Electronic Data Systems Corp., the world's No. 2 computer services supplier, Friday said it was establishing an Internet venture fund with up to $1.
Written by ZDNet Staff, Contributor
Electronic Data Systems Corp., the world's No. 2 computer services supplier, Friday said it was establishing an Internet venture fund with up to $1.5 billion, in one of the largest such undertakings by a major computer company.

The new business, EDS-A.T. Kearney Ventures, after EDS's (NYSE: EDS) consulting arm by the same name, will focus its investments in so-called business-to-business firms that link companies with their suppliers and business partners via the Internet.

Keeping up in the Internet economy
Most of the companies the fund plans to finance over the next five years will be either EDS consulting clients or alliance partners. When fully financed, the fund will have $1.5 billion, the company said.

The move to cash in on the Internet gold rush is the latest effort by the slow-growing provider of computer technical and consulting services to stoke its growth and compete more effectively for business in the age of Internet commerce.

Toward that end, EDS has hired new management, begun shedding non-core businesses and sought to further diversify its client base over the past year.

"EDS sees the need for innovative services and opportunities to be developed to help further its own offerings and to better serve its clients,'' Dick Brown, EDS's chairman and chief executive, said in a statement. "The fund will foster the development of these services.''

First investments
The fund will be co-headed by Rick deNey, EDS senior vice president of corporate strategy and a former investment banker, and David Asper, an A.T. Kearney vice president. The unit will have offices in Plano, Texas, New York, London and Menlo Park, Calif., a town that has become known as ``Wall Street West''.

EDS also named the fund's first investments: CoNext and Tradex Technologies Inc., both companies make software that allow businesses to buy their supplies online.

The investment of $10 million in Atlanta-based Tradex came none too soon as Ariba Inc., the largest maker of Internet procurement software, Thursday scooped up Tradex in a deal valued at $1.86 billion in stock.
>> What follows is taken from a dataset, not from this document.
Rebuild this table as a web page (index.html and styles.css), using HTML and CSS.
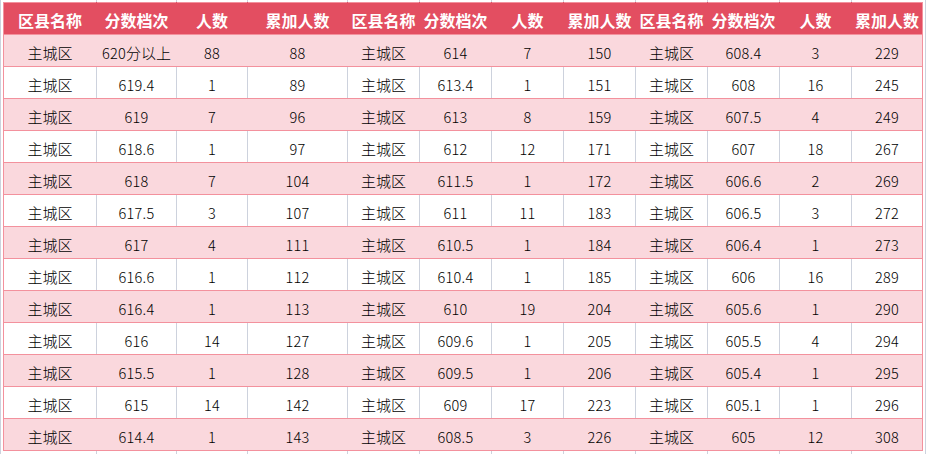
FILE: index.html
```html
<!DOCTYPE html>
<html lang="zh">
<head>
<meta charset="utf-8">
<title>分数档次</title>
<link rel="stylesheet" href="styles.css">
</head>
<body>
<div class="sheet">
<table class="grid">
<colgroup>
<col class="w93"><col class="w80"><col class="w71"><col class="w100">
<col class="w72"><col class="w72"><col class="w72"><col class="w72">
<col class="w72"><col class="w72"><col class="w72"><col class="w71">
</colgroup>
<thead>
<tr class="head">
<th>区县名称</th><th>分数档次</th><th>人数</th><th>累加人数</th>
<th>区县名称</th><th>分数档次</th><th>人数</th><th>累加人数</th>
<th>区县名称</th><th>分数档次</th><th>人数</th><th>累加人数</th>
</tr>
</thead>
<tbody>
<tr class="pink"><td class="c">主城区</td><td>620<span class="c">分以上</span></td><td>88</td><td>88</td><td class="c">主城区</td><td>614</td><td>7</td><td>150</td><td class="c">主城区</td><td>608.4</td><td>3</td><td>229</td></tr>
<tr class="white"><td class="c">主城区</td><td>619.4</td><td>1</td><td>89</td><td class="c">主城区</td><td>613.4</td><td>1</td><td>151</td><td class="c">主城区</td><td>608</td><td>16</td><td>245</td></tr>
<tr class="pink"><td class="c">主城区</td><td>619</td><td>7</td><td>96</td><td class="c">主城区</td><td>613</td><td>8</td><td>159</td><td class="c">主城区</td><td>607.5</td><td>4</td><td>249</td></tr>
<tr class="white"><td class="c">主城区</td><td>618.6</td><td>1</td><td>97</td><td class="c">主城区</td><td>612</td><td>12</td><td>171</td><td class="c">主城区</td><td>607</td><td>18</td><td>267</td></tr>
<tr class="pink"><td class="c">主城区</td><td>618</td><td>7</td><td>104</td><td class="c">主城区</td><td>611.5</td><td>1</td><td>172</td><td class="c">主城区</td><td>606.6</td><td>2</td><td>269</td></tr>
<tr class="white"><td class="c">主城区</td><td>617.5</td><td>3</td><td>107</td><td class="c">主城区</td><td>611</td><td>11</td><td>183</td><td class="c">主城区</td><td>606.5</td><td>3</td><td>272</td></tr>
<tr class="pink"><td class="c">主城区</td><td>617</td><td>4</td><td>111</td><td class="c">主城区</td><td>610.5</td><td>1</td><td>184</td><td class="c">主城区</td><td>606.4</td><td>1</td><td>273</td></tr>
<tr class="white"><td class="c">主城区</td><td>616.6</td><td>1</td><td>112</td><td class="c">主城区</td><td>610.4</td><td>1</td><td>185</td><td class="c">主城区</td><td>606</td><td>16</td><td>289</td></tr>
<tr class="pink"><td class="c">主城区</td><td>616.4</td><td>1</td><td>113</td><td class="c">主城区</td><td>610</td><td>19</td><td>204</td><td class="c">主城区</td><td>605.6</td><td>1</td><td>290</td></tr>
<tr class="white"><td class="c">主城区</td><td>616</td><td>14</td><td>127</td><td class="c">主城区</td><td>609.6</td><td>1</td><td>205</td><td class="c">主城区</td><td>605.5</td><td>4</td><td>294</td></tr>
<tr class="pink"><td class="c">主城区</td><td>615.5</td><td>1</td><td>128</td><td class="c">主城区</td><td>609.5</td><td>1</td><td>206</td><td class="c">主城区</td><td>605.4</td><td>1</td><td>295</td></tr>
<tr class="white"><td class="c">主城区</td><td>615</td><td>14</td><td>142</td><td class="c">主城区</td><td>609</td><td>17</td><td>223</td><td class="c">主城区</td><td>605.1</td><td>1</td><td>296</td></tr>
<tr class="pink"><td class="c">主城区</td><td>614.4</td><td>1</td><td>143</td><td class="c">主城区</td><td>608.5</td><td>3</td><td>226</td><td class="c">主城区</td><td>605</td><td>12</td><td>308</td></tr>
</tbody>
</table>
</div>
</body>
</html>
```

FILE: styles.css
```css
html, body {
  margin: 0;
  padding: 0;
  background: #ffffff;
}

.sheet {
  width: 927px;
  height: 454px;
  box-sizing: border-box;
  padding: 2px 0 0 3px;
  overflow: hidden;
  background-color: #ffffff;
  background-image:
    linear-gradient(#cdd2dd, #cdd2dd), linear-gradient(#cdd2dd, #cdd2dd),
    linear-gradient(#cdd2dd, #cdd2dd), linear-gradient(#cdd2dd, #cdd2dd),
    linear-gradient(#cdd2dd, #cdd2dd), linear-gradient(#cdd2dd, #cdd2dd),
    linear-gradient(#cdd2dd, #cdd2dd), linear-gradient(#cdd2dd, #cdd2dd),
    linear-gradient(#cdd2dd, #cdd2dd), linear-gradient(#cdd2dd, #cdd2dd),
    linear-gradient(#cdd2dd, #cdd2dd), linear-gradient(#cdd2dd, #cdd2dd),
    linear-gradient(#cdd2dd, #cdd2dd);
  background-repeat: no-repeat;
  background-size: 1px 100%;
  background-position: 0 0, 96px 0, 176px 0, 247px 0, 347px 0, 419px 0,
    491px 0, 563px 0, 635px 0, 707px 0, 779px 0, 851px 0, 925px 0;
}

.grid {
  border-collapse: collapse;
  table-layout: fixed;
  width: 920px;
}

.w93 { width: 93px; }
.w80 { width: 80px; }
.w71 { width: 71px; }
.w100 { width: 100px; }
.w72 { width: 72px; }

.grid tr {
  height: 32px;
}

.grid th,
.grid td {
  padding: 0;
  text-align: center;
  vertical-align: middle;
  border-top: 1px solid #f3919d;
  border-bottom: 1px solid #f3919d;
  white-space: nowrap;
}

.head th {
  background: #e34e61;
  color: #ffffff;
  font-family: "Noto Sans CJK SC", "Noto Sans", sans-serif;
  font-weight: 700;
  font-size: 16px;
  line-height: 18px;
  padding-top: 2px;
  border-left: 1px solid #e34e61;
  border-right: 1px solid #e34e61;
}

.grid td {
  color: #000000;
  font-family: "Noto Sans CJK SC", "Noto Sans", sans-serif;
  font-weight: 300;
  font-size: 14.5px;
  letter-spacing: 0.3px;
  line-height: 18px;
  padding-top: 4px;
}

.grid td .c,
.grid td.c {
  font-size: 15px;
  letter-spacing: 0;
}

.pink td {
  background: #fad8dd;
  border-left: 1px solid #fad8dd;
  border-right: 1px solid #fad8dd;
}

.white td {
  background: #ffffff;
  border-left: 1px solid #cdd2dd;
  border-right: 1px solid #cdd2dd;
}

.grid tr > :first-child {
  border-left: 1px solid #f3919d;
}

.grid tr > :last-child {
  border-right: 1px solid #f3919d;
}
```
Nine former employees arrested
EDS declined to disclose the size of its investment in CoNext. The other half will be funded by outside investors, it said.
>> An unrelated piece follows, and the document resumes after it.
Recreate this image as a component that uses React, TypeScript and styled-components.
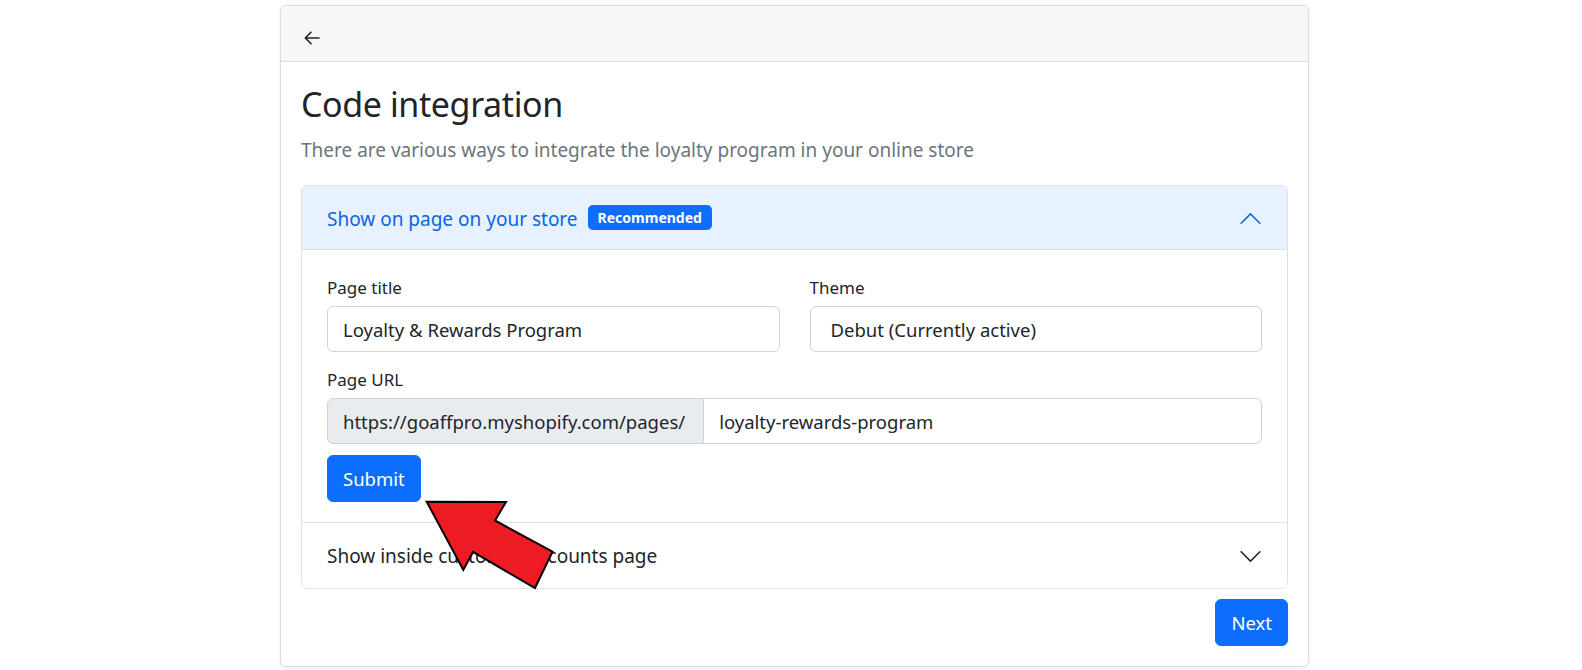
import React from "react";
import styled, { createGlobalStyle } from "styled-components";

const GlobalStyle = createGlobalStyle`
  html, body { margin: 0; padding: 0; background: #fff; }
  body { font-family: "Noto Sans", "Open Sans", sans-serif; color: #212529; }
  * { box-sizing: border-box; }
`;

const Page = styled.div`
  position: relative;
  padding: 5px 0 0 280px;
  height: 670px;
`;

const Card = styled.div`
  width: 1029px;
  border: 1px solid #dcdcdc;
  border-radius: 6px;
  box-shadow: 0 1px 4px rgba(0, 0, 0, 0.08);
  background: #fff;
  overflow: hidden;
`;

const CardHeader = styled.div`
  height: 56px;
  background: #f7f7f7;
  border-bottom: 1px solid #dcdcdc;
  display: flex;
  align-items: center;
  padding: 9px 0 0 22px;
`;

const BackButton = styled.button`
  border: 0;
  background: transparent;
  padding: 0;
  width: 18px;
  height: 18px;
  display: flex;
  align-items: center;
  justify-content: center;
  color: #212529;
  cursor: pointer;
`;

const CardBody = styled.div`
  padding: 22px 20px 20px;
  display: flex;
  flex-direction: column;
`;

const Title = styled.h2`
  margin: 0;
  font-size: 34px;
  letter-spacing: -0.4px;
  line-height: 40px;
  font-weight: 400;
  color: #212529;
`;

const Subtitle = styled.p`
  margin: 12px 0 21px;
  font-size: 19px;
  line-height: 28px;
  color: #6c757d;
`;

const Accordion = styled.div`
  border: 1px solid #dee2e6;
  border-radius: 6px;
  overflow: hidden;
`;

const Item = styled.div<{ $first?: boolean }>`
  border-top: ${(p) => (p.$first ? "0" : "1px solid #dee2e6")};
`;

const ItemHeader = styled.div<{ $open?: boolean }>`
  height: ${(p) => (p.$open ? "64px" : "65px")};
  display: flex;
  align-items: center;
  gap: 10px;
  padding: ${(p) => (p.$open ? "2px 24px 0 25px" : "1px 24px 0 25px")};
  background: ${(p) => (p.$open ? "#e7f1ff" : "#fff")};
  color: ${(p) => (p.$open ? "#0c63e4" : "#212529")};
  border-bottom: ${(p) => (p.$open ? "1px solid #dee2e6" : "0")};
  font-size: 19px;
  line-height: 28px;
`;

const Badge = styled.span`
  background: #0d6efd;
  color: #fff;
  font-weight: 700;
  font-size: 14px;
  line-height: 25px;
  height: 25px;
  padding: 0 10px;
  border-radius: 5px;
  margin-top: -3px;
`;

const Chevron = styled.svg<{ $up?: boolean }>`
  margin-left: auto;
  width: 25px;
  height: 25px;
  flex: none;
  transform: ${(p) => (p.$up ? "rotate(180deg)" : "none")};
`;

const ItemBody = styled.div`
  padding: 26px 25px 20px;
  display: flex;
  flex-direction: column;
`;

const FieldRow = styled.div`
  display: grid;
  grid-template-columns: 1fr 1fr;
  column-gap: 30px;
  margin-bottom: 16px;
`;

const Field = styled.div`
  display: flex;
  flex-direction: column;
`;

const Label = styled.label`
  display: block;
  font-size: 17px;
  line-height: 24px;
  margin-bottom: 6px;
  color: #212529;
`;

const TextInput = styled.input`
  height: 46px;
  width: 100%;
  border: 1px solid #ced4da;
  border-radius: 6px;
  padding: 0 15px;
  font-family: inherit;
  font-size: 18.5px;
  color: #212529;
  background: #fff;
  outline: none;
`;

const Select = styled.select`
  height: 46px;
  width: 100%;
  border: 1px solid #ced4da;
  border-radius: 6px;
  padding: 0 20px;
  font-family: inherit;
  font-size: 18.5px;
  color: #212529;
  background: #fff;
  appearance: none;
  outline: none;
`;

const InputGroup = styled.div`
  display: flex;
  height: 46px;
`;

const Addon = styled.span`
  display: flex;
  align-items: center;
  padding: 0 18px 0 15px;
  background: #e9ecef;
  border: 1px solid #ced4da;
  border-radius: 6px 0 0 6px;
  font-size: 18.5px;
  color: #212529;
  white-space: nowrap;
`;

const GroupInput = styled(TextInput)`
  flex: 1;
  margin-left: -1px;
  border-radius: 0 6px 6px 0;
`;

const PrimaryButton = styled.button`
  height: 47px;
  padding: 0 15px;
  background: #0d6efd;
  color: #fff;
  border: 1px solid #0d6efd;
  border-radius: 6px;
  font-family: inherit;
  font-size: 18.5px;
  cursor: pointer;
`;

const SubmitRow = styled.div`
  margin-top: 11px;
  display: flex;
`;

const Footer = styled.div`
  margin-top: 10px;
  display: flex;
  justify-content: flex-end;
`;

const Pointer = styled.svg`
  position: absolute;
  left: 420px;
  top: 495px;
  width: 140px;
  height: 100px;
  pointer-events: none;
`;

const chevronPath =
  "M1.646 4.646a.5.5 0 0 1 .708 0L8 10.293l5.646-5.647a.5.5 0 0 1 .708.708l-6 6a.5.5 0 0 1-.708 0l-6-6a.5.5 0 0 1 0-.708z";

export default function App() {
  return (
    <>
      <GlobalStyle />
      <Page>
        <Card>
          <CardHeader>
            <BackButton aria-label="Back">
              <svg width="16" height="16" viewBox="0 0 16 16" fill="none" stroke="currentColor" strokeWidth="1.6" strokeLinecap="round" strokeLinejoin="round">
                <path d="M15 8H1.5M7 2.2L1.3 8L7 13.8" />
              </svg>
            </BackButton>
          </CardHeader>
          <CardBody>
            <Title>Code integration</Title>
            <Subtitle>There are various ways to integrate the loyalty program in your online store</Subtitle>
            <Accordion>
              <Item $first>
                <ItemHeader $open>
                  <span>Show on page on your store</span>
                  <Badge>Recommended</Badge>
                  <Chevron $up viewBox="0 0 16 16" fill="#0c63e4">
                    <path d={chevronPath} />
                  </Chevron>
                </ItemHeader>
                <ItemBody>
                  <FieldRow>
                    <Field>
                      <Label>Page title</Label>
                      <TextInput defaultValue="Loyalty & Rewards Program" />
                    </Field>
                    <Field>
                      <Label>Theme</Label>
                      <Select defaultValue="debut">
                        <option value="debut">Debut (Currently active)</option>
                      </Select>
                    </Field>
                  </FieldRow>
                  <Field>
                    <Label>Page URL</Label>
                    <InputGroup>
                      <Addon>https://goaffpro.myshopify.com/pages/</Addon>
                      <GroupInput defaultValue="loyalty-rewards-program" />
                    </InputGroup>
                  </Field>
                  <SubmitRow>
                    <PrimaryButton>Submit</PrimaryButton>
                  </SubmitRow>
                </ItemBody>
              </Item>
              <Item>
                <ItemHeader>
                  <span>Show inside customer accounts page</span>
                  <Chevron viewBox="0 0 16 16" fill="#212529">
                    <path d={chevronPath} />
                  </Chevron>
                </ItemHeader>
              </Item>
            </Accordion>
            <Footer>
              <PrimaryButton>Next</PrimaryButton>
            </Footer>
          </CardBody>
        </Card>
        <Pointer viewBox="420 495 140 100">
          <polygon
            points="426.7,501.7 506,502 495,520.5 552.5,551.7 535,588 473,552 463.3,570"
            fill="#ed1c24"
            stroke="#000"
            strokeWidth="2"
            strokeLinejoin="miter"
          />
        </Pointer>
      </Page>
    </>
  );
}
That news was clouded by the arrests of nine former EDS employees Friday on charges they had conspired to defraud three state governments out of $38 million. The scheme allegedly involved creating bogus documents to convince the states that abandoned financial property, such as unclaimed dividends, belonged to EDS Global Financial Markets Group clients.
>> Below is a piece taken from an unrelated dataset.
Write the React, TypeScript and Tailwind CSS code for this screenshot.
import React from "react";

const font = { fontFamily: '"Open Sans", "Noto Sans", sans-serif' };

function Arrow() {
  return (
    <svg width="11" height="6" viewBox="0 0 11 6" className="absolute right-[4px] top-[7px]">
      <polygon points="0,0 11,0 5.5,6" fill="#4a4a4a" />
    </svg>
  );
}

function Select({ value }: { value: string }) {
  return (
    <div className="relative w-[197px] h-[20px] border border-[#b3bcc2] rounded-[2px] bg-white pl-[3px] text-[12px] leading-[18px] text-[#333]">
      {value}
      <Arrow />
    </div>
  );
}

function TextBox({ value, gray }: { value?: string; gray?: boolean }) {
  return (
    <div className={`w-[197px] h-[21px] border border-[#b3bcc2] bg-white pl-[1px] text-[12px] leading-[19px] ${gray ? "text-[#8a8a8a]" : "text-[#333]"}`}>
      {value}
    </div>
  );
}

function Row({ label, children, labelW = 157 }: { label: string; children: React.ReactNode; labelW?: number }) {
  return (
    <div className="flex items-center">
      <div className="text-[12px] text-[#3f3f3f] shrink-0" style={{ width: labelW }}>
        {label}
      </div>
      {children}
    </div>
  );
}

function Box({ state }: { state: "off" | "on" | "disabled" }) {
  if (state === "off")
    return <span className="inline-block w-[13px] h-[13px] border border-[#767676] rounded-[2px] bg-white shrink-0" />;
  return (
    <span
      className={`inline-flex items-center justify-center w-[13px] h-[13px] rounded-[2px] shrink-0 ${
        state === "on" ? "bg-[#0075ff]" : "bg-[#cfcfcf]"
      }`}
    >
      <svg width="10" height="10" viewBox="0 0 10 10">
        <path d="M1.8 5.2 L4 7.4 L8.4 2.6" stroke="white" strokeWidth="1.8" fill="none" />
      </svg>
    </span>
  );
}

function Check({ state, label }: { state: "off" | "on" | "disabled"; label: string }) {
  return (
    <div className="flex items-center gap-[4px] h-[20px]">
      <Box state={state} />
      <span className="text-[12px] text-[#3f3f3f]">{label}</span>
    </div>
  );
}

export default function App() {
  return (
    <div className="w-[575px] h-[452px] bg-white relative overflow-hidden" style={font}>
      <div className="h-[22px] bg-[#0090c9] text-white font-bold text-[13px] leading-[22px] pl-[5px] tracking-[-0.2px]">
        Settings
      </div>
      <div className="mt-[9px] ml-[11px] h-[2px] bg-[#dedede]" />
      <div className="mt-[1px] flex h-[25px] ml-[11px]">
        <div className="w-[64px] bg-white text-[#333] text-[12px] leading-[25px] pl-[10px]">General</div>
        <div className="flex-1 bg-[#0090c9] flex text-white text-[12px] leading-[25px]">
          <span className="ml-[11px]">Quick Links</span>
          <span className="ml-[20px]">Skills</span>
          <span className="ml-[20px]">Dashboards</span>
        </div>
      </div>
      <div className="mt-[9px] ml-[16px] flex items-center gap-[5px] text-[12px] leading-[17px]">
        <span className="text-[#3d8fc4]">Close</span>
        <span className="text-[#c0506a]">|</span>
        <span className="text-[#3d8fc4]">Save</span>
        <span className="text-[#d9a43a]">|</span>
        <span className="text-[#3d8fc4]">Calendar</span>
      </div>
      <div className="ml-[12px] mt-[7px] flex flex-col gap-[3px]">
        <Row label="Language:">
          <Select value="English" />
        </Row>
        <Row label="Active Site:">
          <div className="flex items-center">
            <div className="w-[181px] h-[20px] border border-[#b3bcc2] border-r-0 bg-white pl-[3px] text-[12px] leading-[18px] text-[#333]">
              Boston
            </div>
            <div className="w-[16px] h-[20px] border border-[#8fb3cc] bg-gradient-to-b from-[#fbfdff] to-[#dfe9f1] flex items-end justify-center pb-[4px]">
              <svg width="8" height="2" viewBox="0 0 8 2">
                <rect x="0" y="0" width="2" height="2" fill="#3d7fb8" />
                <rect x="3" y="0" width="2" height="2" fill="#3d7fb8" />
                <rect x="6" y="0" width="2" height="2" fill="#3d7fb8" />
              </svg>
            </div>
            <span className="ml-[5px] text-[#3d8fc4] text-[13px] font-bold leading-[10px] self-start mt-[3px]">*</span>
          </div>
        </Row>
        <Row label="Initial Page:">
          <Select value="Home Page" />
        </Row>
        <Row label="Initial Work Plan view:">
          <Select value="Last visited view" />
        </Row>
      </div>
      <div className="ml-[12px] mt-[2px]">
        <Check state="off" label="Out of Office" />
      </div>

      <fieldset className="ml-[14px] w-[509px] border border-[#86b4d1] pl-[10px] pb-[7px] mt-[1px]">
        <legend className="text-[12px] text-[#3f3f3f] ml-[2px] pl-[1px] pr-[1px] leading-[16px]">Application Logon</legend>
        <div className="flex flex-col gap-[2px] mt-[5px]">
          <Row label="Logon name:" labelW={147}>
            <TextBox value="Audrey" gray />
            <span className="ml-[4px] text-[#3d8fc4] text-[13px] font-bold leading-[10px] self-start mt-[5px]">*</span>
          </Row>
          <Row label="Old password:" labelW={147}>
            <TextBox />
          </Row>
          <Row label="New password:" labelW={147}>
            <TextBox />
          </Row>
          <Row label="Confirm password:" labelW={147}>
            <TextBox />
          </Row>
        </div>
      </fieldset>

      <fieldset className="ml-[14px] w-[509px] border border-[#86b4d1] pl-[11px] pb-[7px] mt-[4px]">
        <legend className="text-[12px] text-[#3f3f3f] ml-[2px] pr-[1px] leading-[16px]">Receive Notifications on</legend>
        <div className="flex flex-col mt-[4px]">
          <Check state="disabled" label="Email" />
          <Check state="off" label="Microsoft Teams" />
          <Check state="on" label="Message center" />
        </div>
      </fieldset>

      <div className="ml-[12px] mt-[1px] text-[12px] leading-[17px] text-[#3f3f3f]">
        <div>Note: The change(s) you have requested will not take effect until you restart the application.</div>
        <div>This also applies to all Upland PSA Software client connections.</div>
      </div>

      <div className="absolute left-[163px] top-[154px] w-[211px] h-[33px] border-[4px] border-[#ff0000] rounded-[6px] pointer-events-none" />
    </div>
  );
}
EDS said it notified authorities when it discovered that the company and a few clients may have been victims of improper conduct by a small group of employees. The states involved were New York, Massachusetts and Delaware.

The news fueled a substantial decline in the company's shares in trading Friday on the New York Stock Exchange, where they fell 4-11/16 to close at 59-3/8.

EDS was founded by Ross Perot in 1962. General Motors Corp. bought the company in 1984. GM spun off EDS in a public stock offering in 1996.